Re: OOM killer not nearly agressive enough?

From: Vito Caputo
Date: Thu Jan 09 2020 - 16:52:46 EST


On Thu, Jan 09, 2020 at 10:03:07PM +0100, Pavel Machek wrote:
> On Thu 2020-01-09 12:56:33, Michal Hocko wrote:
> > On Tue 07-01-20 21:44:12, Pavel Machek wrote:
> > > Hi!
> > >
> > > I updated my userspace to x86-64, and now chromium likes to eat all
> > > the memory and bring the system to standstill.
> > >
> > > Unfortunately, OOM killer does not react:
> > >
> > > I'm now running "ps aux", and it prints one line every 20 seconds or
> > > more. Do we agree that is "unusable" system? I attempted to do kill
> > > from other session.
> >
> > Does sysrq+f help?
>
> May try that next time.
>
> > > Do we agree that OOM killer should have reacted way sooner?
> >
> > This is impossible to answer without knowing what was going on at the
> > time. Was the system threshing over page cache/swap? In other words, is
> > the system completely out of memory or refaulting the working set all
> > the time because it doesn't fit into memory?
>
> Swap was full, so "completely out of memory", I guess. Chromium does
> that fairly often :-(.
>

Have you considered restricting its memory limits a la `ulimit -m`?
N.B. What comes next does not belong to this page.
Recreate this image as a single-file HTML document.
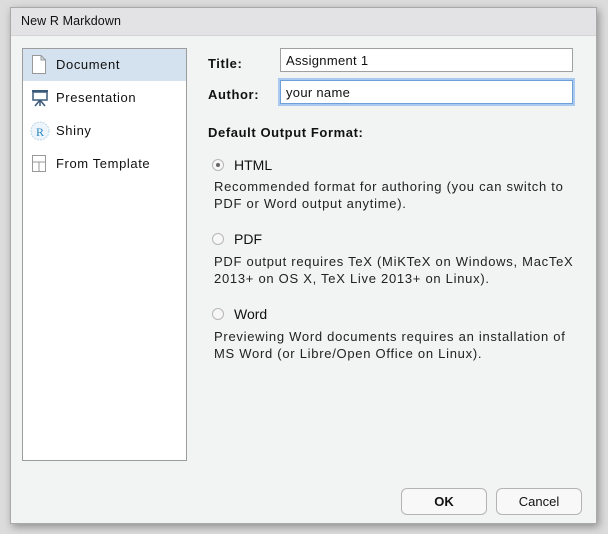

I've taken to running browsers in nspawn containers for general
isolation improvements, but this also makes it easy to set cgroup
resource limits like memcg. i.e. --property MemoryMax=2G

This prevents the browser from bogging down the entire system, but it
doesn't prevent thrashing before FF OOMs within its control group.

I do feel there's a problem with the kernel's reclaim algorithm, it
seems far too willing to evict file-backed pages that are recently in
use. But at least with memcg this behavior is isolated to the cgroup,
though it still generates a crapload of disk reads from all the
thrashing.

Regards,
Vito Caputo